Sunday, December 27, 2015

Are We No Longer Subject to a Disciplinarian?

This Sunday's Gospel reading, John 1:1-18 combined with the expurgated reading from Galatians, 3:23-25,4:4-7 presents an opportunity to see both John's theme of light versus dark and the oft repeated errors that thinking that one is living in that light might create (i.e. those foolish Galatians in 3:1).

First look at John 1's wonderful introduction,
In the beginning was the Word, and the Word was with God, and the Word was God. He was in the beginning with God. All things came into being through him, and without him not one thing came into being. What has come into being in him was life, and the life was the light of all people. The light shines in the darkness, and the darkness did not overcome it. 
There was a man sent from God, whose name was John. He came as a witness to testify to the light, so that all might believe through him. He himself was not the light, but he came to testify to the light. The true light, which enlightens everyone, was coming into the world.
 He was in the world, and the world came into being through him; yet the world did not know him. He came to what was his own, and his own people did not accept him. But to all who received him, who believed in his name, he gave power to become children of God, who were born, not of blood or of the will of the flesh or of the will of man, but of God. 
 And the Word became flesh and lived among us, and we have seen his glory, the glory as of a father’s only son, full of grace and truth. (John testified to him and cried out, ‘This was he of whom I said, “He who comes after me ranks ahead of me because he was before me.” ’) From his fullness we have all received, grace upon grace. The law indeed was given through Moses; grace and truth came through Jesus Christ. No one has ever seen God. It is God the only Son, who is close to the Father’s heart, who has made him known. 
"He gave power to all who received him to become children of God" is another of John's recurring themes.

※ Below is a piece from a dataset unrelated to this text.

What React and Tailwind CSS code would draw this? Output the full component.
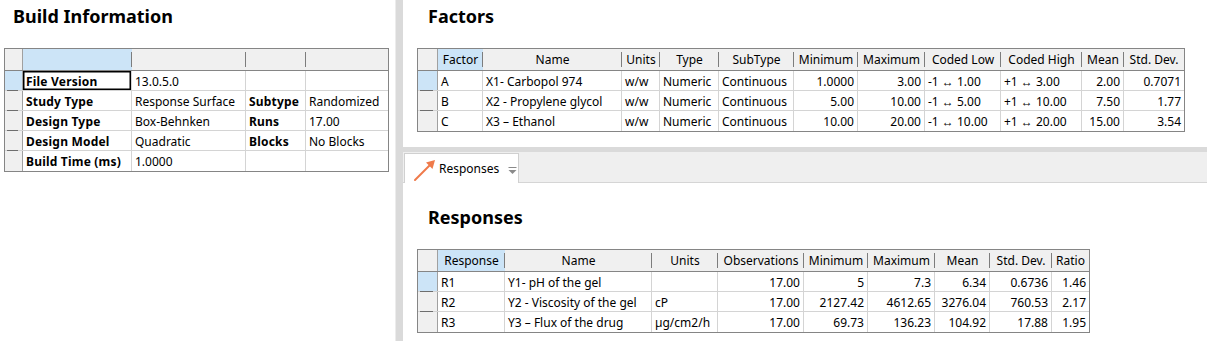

Next think back to the partial, cut up reading from Galatians 3 and 4,
Now before faith came, we were imprisoned and guarded under the law until faith would be revealed. Therefore the law was our disciplinarian until Christ came, so that we might be justified by faith. But now that faith has come, we are no longer subject to a disciplinarian, But when the fullness of time had come, God sent his Son, born of a woman, born under the law, in order to redeem those who were under the law, so that we might receive adoption as children. And because you are children, God has sent the Spirit of his Son into our hearts, crying, ‘Abba! Father!’ So you are no longer a slave but a child, and if a child then also an heir, through God.
Generalization of, "we are no longer subject to a disciplinarian" from its specific reference to Old Testament law to mean a universal freedom is perhaps the most egregious error that those who have been adopted as children of God can possibly make. I have heard it said by former members of the Episcopal church's Executive Council that this verse can be taken to mean that we are free to make up our own rules according to how we feel rather than to study scripture. The corollary to being free to make it up as we go is that we no longer have to worry about the consequences of creating laws that go against God's word.

But as children, we should honor our Father, for when we dishonor Him, we should expect there to be consequences. At least that is how it works in my family.

The Bible is full of references to those consequences, and the most damning come from the mouth of the Son of God Himself.

Matt. 5:22, "But I say to you that everyone who is angry with his brother will be liable to judgment; whoever insults his brother will be liable to the council; and whoever says, ‘You fool!’ will be liable to the hell of fire."
Matt. 5:29, "If your right eye causes you to sin, tear it out and throw it away. For it is better that you lose one of your members than that your whole body be thrown into hell."
Matt. 10:28, "And do not fear those who kill the body but cannot kill the soul. Rather fear him who can destroy both soul and body in hell."
Matt. 23:15, "Woe to you, scribes and Pharisees, hypocrites! For you travel across sea and land to make a single proselyte, and when he becomes a proselyte, you make him twice as much a child of hell as yourselves."
Matt. 23:33, "You serpents, you brood of vipers, how are you to escape being sentenced to hell?"
Luke 12:5, "But I will warn you whom to fear: fear him who, after he has killed, has authority to cast into hell. Yes, I tell you, fear him!"
Matt. 11:23, "And you, Capernaum, will you be exalted to heaven? You will be brought down to Hades. For if the mighty works done in you had been done in Sodom, it would have remained until this day."
Luke 16:23, "and in Hades, being in torment, he lifted up his eyes and saw Abraham far off and Lazarus at his side."

We may be no longer slaves, but as children, more is expected of us, and while we may not be subject to all of the O.T. laws, we are now subject to the lawgiver Himself.